The second most gaseous media expression? “Mystery deepens.” Translation: we know less than we thought we did.
The tale of the vanishing airliner Flight MH370 becomes creepier by the day. We are conditioned to living under surveillance – each footstep beyond the front door tracked by cameras, satellite and signals beamed from the phone in your pocket – so the disappearance of a 250-ton plane and its passengers defies sense.
How should we in the media cover a major story where facts are in such short supply? In this case the lack of answers is no fault of journalists, who still have a role in spelling out the “known unknowns”. The danger for editors and reporters lies in over-interpreting the limited information. That’s why, in yesterday’s i, we marginalised the claim by Chinese officials that they had spotted debris. We risked being outpaced if the “sighting” was confirmed overnight, but that’s preferable to taking a punt on the latest claim from desperate search authorities. Sure enough, the lead was dismissed in the morning.

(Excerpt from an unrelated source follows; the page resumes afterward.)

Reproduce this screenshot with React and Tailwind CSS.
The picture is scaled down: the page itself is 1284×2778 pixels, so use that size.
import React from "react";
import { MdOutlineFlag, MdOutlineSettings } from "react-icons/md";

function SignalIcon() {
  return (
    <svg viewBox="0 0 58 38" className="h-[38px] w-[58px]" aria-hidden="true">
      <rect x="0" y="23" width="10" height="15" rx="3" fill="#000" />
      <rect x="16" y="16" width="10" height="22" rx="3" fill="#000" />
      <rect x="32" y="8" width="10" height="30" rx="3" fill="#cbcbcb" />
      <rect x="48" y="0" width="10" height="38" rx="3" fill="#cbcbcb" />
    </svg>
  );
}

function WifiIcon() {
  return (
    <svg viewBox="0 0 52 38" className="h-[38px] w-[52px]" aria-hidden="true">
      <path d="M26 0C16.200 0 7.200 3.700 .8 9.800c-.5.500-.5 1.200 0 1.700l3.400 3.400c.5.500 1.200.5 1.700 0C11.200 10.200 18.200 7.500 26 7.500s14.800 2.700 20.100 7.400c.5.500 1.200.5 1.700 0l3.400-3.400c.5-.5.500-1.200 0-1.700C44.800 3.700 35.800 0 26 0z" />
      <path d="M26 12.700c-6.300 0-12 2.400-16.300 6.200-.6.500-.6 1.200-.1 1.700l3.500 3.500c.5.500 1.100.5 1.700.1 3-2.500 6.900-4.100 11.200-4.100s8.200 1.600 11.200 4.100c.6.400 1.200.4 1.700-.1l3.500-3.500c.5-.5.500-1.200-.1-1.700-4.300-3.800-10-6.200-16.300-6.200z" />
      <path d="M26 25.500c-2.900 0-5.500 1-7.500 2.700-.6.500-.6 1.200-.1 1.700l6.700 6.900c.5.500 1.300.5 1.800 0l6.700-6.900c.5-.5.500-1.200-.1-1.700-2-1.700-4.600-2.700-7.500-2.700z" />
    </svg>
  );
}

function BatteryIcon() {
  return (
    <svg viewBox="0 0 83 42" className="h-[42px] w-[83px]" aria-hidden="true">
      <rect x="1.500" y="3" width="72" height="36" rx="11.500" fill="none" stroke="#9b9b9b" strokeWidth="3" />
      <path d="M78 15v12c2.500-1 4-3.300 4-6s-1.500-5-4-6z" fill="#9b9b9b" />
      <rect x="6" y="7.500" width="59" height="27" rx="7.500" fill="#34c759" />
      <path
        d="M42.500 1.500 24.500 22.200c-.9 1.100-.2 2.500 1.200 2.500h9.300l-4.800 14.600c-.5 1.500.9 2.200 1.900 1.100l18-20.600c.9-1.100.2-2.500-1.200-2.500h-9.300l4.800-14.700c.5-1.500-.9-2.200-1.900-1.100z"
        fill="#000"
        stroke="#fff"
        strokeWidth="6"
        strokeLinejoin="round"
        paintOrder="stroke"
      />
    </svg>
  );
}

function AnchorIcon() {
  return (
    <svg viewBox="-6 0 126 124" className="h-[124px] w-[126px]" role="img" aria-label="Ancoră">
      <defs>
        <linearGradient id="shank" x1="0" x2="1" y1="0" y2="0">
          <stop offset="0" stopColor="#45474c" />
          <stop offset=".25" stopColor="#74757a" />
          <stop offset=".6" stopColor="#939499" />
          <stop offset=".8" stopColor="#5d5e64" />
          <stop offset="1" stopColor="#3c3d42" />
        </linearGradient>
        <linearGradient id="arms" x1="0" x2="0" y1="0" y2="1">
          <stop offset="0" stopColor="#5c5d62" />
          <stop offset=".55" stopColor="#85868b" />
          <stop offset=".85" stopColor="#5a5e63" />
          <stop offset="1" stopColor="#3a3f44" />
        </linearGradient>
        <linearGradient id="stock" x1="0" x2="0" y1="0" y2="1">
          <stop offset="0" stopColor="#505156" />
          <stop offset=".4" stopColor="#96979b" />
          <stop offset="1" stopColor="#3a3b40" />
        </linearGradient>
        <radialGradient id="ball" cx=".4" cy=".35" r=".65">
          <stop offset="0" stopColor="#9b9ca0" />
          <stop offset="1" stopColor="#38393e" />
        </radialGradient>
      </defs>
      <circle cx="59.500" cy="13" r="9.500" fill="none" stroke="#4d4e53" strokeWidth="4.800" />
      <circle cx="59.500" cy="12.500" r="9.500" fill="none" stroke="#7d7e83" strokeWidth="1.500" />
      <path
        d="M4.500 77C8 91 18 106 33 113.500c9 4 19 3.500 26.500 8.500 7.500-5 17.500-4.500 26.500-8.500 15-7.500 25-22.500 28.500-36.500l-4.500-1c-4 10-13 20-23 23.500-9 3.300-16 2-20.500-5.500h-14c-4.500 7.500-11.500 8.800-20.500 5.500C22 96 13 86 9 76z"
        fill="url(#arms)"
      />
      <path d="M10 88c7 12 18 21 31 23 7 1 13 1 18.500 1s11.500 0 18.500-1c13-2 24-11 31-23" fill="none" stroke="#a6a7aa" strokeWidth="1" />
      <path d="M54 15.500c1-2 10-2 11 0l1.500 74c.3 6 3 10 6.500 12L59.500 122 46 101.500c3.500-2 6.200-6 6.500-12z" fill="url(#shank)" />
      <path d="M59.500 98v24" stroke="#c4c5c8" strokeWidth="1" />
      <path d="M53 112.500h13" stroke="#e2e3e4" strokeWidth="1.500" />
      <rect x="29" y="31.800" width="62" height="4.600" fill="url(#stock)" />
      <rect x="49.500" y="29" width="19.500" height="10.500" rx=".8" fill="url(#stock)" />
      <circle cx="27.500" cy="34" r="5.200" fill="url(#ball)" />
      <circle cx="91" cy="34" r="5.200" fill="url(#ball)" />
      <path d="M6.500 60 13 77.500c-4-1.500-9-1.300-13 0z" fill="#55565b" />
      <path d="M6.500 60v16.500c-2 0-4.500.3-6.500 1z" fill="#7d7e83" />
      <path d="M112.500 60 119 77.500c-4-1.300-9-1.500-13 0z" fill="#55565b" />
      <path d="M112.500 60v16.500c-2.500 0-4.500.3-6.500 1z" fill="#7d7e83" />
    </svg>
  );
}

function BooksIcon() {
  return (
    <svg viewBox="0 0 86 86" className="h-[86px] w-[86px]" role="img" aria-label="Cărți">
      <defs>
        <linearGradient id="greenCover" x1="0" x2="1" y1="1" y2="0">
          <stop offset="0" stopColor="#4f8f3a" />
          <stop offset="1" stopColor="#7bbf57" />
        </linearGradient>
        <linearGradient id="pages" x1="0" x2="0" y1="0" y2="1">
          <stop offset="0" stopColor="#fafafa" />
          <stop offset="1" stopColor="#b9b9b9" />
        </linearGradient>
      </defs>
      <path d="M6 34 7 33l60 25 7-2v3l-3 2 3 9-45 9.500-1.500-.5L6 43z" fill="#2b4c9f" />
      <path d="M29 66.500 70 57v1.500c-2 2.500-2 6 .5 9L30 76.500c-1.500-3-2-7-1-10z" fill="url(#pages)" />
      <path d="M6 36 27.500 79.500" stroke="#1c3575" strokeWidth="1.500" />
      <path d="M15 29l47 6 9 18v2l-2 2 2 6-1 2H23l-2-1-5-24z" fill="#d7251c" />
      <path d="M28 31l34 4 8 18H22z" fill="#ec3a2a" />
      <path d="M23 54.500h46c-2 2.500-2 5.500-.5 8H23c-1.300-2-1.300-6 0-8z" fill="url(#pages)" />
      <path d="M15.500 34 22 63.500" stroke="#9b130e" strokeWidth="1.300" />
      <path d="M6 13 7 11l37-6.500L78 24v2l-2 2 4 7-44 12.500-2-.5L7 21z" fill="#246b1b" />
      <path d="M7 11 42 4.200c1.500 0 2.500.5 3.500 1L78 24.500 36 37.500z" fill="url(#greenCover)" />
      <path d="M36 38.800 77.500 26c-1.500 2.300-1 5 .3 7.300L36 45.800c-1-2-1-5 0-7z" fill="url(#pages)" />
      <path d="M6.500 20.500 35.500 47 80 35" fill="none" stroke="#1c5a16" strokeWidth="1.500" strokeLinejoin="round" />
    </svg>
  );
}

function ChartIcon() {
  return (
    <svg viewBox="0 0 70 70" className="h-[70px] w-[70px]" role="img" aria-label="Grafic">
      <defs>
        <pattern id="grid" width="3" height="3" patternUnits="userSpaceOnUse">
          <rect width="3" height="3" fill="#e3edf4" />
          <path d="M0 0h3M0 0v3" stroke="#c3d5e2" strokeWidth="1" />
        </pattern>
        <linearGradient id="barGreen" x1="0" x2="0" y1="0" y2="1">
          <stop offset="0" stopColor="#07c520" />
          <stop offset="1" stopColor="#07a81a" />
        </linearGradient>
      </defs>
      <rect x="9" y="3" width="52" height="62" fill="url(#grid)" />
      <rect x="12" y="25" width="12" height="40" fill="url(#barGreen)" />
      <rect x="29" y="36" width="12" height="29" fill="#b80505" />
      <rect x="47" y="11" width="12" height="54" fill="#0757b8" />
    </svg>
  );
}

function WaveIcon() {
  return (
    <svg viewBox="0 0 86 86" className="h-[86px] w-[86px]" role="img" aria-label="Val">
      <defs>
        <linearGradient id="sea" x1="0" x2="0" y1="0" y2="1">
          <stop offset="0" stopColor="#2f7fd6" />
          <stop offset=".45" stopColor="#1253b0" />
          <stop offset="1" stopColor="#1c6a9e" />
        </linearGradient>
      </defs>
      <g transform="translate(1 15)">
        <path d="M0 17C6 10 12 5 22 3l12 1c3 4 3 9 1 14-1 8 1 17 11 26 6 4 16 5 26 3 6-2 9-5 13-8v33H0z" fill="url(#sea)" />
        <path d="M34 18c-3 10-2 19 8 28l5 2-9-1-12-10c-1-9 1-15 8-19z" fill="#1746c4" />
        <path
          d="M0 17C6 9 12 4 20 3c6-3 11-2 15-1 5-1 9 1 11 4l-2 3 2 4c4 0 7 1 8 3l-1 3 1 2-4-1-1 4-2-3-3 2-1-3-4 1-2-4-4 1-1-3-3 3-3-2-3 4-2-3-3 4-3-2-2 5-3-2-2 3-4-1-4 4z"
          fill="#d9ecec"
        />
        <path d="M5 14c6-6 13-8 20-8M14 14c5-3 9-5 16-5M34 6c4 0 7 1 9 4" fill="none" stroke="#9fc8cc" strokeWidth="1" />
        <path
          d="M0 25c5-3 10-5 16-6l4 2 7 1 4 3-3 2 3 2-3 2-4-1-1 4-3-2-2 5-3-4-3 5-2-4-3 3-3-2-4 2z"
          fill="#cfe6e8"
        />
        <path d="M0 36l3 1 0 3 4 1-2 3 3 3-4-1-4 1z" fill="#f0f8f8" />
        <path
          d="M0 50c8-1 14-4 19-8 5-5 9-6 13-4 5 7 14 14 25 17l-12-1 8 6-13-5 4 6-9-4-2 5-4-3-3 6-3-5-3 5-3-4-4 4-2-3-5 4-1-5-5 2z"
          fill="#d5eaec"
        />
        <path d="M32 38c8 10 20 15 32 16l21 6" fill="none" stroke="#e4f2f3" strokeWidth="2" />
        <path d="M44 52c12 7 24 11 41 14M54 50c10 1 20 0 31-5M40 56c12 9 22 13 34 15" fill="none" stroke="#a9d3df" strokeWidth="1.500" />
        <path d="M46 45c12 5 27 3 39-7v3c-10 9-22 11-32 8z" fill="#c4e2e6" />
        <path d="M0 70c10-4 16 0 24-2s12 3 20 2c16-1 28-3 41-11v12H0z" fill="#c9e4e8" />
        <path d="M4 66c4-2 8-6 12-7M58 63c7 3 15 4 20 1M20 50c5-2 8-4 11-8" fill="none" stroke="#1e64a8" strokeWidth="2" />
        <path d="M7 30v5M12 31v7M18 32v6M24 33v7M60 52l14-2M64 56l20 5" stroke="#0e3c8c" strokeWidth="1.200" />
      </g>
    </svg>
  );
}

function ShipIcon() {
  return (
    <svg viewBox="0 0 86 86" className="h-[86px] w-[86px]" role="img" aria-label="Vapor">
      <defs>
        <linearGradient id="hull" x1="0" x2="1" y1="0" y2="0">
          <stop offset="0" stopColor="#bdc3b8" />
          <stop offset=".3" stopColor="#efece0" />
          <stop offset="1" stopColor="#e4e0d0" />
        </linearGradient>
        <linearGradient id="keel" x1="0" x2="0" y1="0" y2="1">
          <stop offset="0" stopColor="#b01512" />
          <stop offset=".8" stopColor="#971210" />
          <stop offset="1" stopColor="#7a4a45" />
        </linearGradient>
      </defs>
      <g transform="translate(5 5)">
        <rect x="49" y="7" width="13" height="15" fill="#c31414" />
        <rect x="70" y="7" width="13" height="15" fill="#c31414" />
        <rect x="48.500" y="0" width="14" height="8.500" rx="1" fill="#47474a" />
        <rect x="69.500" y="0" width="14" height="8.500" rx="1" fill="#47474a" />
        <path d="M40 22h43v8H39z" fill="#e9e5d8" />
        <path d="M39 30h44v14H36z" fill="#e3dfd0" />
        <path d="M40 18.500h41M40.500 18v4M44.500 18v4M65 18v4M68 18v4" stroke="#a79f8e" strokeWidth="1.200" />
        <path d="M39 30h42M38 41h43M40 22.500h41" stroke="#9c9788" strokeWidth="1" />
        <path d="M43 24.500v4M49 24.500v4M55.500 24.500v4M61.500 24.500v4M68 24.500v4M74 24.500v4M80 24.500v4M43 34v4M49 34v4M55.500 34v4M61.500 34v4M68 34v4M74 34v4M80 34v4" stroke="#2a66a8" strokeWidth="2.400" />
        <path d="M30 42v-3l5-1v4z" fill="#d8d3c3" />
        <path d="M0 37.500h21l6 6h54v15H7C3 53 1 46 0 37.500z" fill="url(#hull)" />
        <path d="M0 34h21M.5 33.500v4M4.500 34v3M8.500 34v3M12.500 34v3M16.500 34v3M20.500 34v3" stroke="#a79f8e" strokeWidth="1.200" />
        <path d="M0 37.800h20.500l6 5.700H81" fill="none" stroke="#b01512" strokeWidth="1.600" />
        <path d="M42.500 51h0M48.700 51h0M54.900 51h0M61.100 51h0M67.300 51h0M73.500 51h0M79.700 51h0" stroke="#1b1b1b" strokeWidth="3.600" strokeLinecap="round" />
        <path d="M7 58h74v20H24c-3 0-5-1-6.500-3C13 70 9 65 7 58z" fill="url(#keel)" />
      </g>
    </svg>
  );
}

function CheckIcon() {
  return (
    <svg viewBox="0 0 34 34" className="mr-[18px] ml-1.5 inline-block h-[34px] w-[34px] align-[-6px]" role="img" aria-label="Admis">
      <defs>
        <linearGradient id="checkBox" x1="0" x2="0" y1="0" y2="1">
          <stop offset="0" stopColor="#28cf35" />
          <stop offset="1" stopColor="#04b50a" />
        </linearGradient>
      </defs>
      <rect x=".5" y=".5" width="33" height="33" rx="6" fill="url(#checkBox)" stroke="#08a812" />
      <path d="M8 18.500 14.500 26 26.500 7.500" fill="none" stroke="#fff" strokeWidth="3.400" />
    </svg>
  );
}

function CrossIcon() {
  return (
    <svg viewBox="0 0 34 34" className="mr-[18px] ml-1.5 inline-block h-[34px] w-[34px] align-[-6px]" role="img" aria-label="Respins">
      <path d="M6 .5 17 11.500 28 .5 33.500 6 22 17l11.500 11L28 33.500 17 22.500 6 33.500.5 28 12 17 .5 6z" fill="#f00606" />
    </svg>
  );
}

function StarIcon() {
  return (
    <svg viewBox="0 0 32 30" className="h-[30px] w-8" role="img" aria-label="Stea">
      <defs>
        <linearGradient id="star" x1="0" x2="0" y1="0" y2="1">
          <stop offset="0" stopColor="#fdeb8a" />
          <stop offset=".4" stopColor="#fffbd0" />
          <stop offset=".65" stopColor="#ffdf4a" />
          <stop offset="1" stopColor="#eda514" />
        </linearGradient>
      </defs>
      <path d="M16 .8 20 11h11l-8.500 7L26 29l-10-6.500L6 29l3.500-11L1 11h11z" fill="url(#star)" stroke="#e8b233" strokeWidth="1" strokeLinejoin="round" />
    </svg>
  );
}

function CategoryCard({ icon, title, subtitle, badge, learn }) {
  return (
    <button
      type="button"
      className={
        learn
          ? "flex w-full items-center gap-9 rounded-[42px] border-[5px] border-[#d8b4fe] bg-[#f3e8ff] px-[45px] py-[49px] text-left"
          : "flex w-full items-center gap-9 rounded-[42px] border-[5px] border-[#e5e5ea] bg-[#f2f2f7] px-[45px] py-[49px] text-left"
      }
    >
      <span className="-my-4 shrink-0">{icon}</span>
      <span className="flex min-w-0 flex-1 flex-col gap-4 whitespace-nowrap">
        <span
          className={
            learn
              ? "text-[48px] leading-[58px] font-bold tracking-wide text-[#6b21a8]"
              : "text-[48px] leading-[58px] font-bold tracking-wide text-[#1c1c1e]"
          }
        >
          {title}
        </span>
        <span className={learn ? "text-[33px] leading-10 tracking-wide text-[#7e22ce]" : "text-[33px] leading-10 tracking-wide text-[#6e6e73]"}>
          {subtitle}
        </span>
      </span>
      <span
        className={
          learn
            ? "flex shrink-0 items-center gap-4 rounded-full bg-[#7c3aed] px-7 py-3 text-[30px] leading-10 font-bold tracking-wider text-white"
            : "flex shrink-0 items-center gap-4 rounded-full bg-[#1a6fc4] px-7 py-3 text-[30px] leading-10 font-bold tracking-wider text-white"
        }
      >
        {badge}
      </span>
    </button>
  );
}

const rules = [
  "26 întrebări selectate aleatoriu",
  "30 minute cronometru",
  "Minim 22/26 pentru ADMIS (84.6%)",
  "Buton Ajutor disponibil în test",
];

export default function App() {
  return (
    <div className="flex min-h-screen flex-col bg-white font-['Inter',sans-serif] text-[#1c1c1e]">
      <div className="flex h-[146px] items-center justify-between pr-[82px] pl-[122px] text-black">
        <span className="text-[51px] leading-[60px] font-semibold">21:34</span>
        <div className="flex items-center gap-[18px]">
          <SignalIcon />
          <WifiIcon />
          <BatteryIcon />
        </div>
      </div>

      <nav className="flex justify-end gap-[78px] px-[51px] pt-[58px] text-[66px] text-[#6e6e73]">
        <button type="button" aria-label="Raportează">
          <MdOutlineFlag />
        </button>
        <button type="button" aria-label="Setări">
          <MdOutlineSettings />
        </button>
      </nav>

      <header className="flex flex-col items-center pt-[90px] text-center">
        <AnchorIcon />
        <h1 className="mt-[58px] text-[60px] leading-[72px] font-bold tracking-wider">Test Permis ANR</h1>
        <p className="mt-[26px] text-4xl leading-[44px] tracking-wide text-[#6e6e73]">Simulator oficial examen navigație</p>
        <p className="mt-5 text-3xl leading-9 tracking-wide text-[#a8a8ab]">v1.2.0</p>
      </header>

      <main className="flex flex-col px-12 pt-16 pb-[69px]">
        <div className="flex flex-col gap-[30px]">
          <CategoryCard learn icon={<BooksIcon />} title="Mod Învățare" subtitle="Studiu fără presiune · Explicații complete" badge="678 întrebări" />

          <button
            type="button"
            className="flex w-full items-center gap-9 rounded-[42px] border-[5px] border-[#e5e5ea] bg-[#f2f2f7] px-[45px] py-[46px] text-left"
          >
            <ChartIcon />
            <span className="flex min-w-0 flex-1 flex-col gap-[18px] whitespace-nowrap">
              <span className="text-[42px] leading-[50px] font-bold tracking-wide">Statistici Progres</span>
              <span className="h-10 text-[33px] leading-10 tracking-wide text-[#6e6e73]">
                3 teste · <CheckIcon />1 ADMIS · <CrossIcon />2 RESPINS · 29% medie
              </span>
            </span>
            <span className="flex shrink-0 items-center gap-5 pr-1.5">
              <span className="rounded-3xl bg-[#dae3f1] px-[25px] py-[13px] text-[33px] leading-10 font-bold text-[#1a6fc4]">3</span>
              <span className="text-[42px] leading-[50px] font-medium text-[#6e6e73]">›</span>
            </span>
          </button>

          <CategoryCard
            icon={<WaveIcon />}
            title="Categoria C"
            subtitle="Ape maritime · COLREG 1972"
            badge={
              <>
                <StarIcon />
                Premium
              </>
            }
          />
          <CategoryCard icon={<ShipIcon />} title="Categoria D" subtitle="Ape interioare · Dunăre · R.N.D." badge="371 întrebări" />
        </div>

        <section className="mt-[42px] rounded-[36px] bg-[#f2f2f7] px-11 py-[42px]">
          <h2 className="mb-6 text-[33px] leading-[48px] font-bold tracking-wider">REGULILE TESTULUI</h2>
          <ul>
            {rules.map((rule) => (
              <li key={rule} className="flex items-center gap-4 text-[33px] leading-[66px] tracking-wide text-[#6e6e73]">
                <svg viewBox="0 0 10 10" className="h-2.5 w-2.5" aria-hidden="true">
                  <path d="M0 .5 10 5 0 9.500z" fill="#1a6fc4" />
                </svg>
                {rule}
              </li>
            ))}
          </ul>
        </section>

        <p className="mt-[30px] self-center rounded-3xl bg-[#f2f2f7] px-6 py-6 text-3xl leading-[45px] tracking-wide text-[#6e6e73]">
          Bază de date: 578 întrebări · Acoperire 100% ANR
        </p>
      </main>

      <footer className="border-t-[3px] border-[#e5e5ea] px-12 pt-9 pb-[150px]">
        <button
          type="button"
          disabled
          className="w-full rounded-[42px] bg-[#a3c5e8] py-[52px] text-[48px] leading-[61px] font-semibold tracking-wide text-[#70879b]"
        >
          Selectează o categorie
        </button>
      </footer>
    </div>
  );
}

Yesterday brought another extraordinary claim: that the plane’s engines continued to fire for four hours after it dropped off the radar, drawing US investigators to suspect that it may have continued to fly many hundreds of miles beyond its last known location. Frustration is hampering the search. When Air France Flight 447 disappeared crossing the Atlantic in June 2009, it took salvage crews two years to find the jet. The account of that mission by the New York Times Magazine can be found at tinyurl.com/onur299. Perhaps, at this stage, the only valid comparison with earlier aviation disasters is the horror felt by the families and friends of the missing.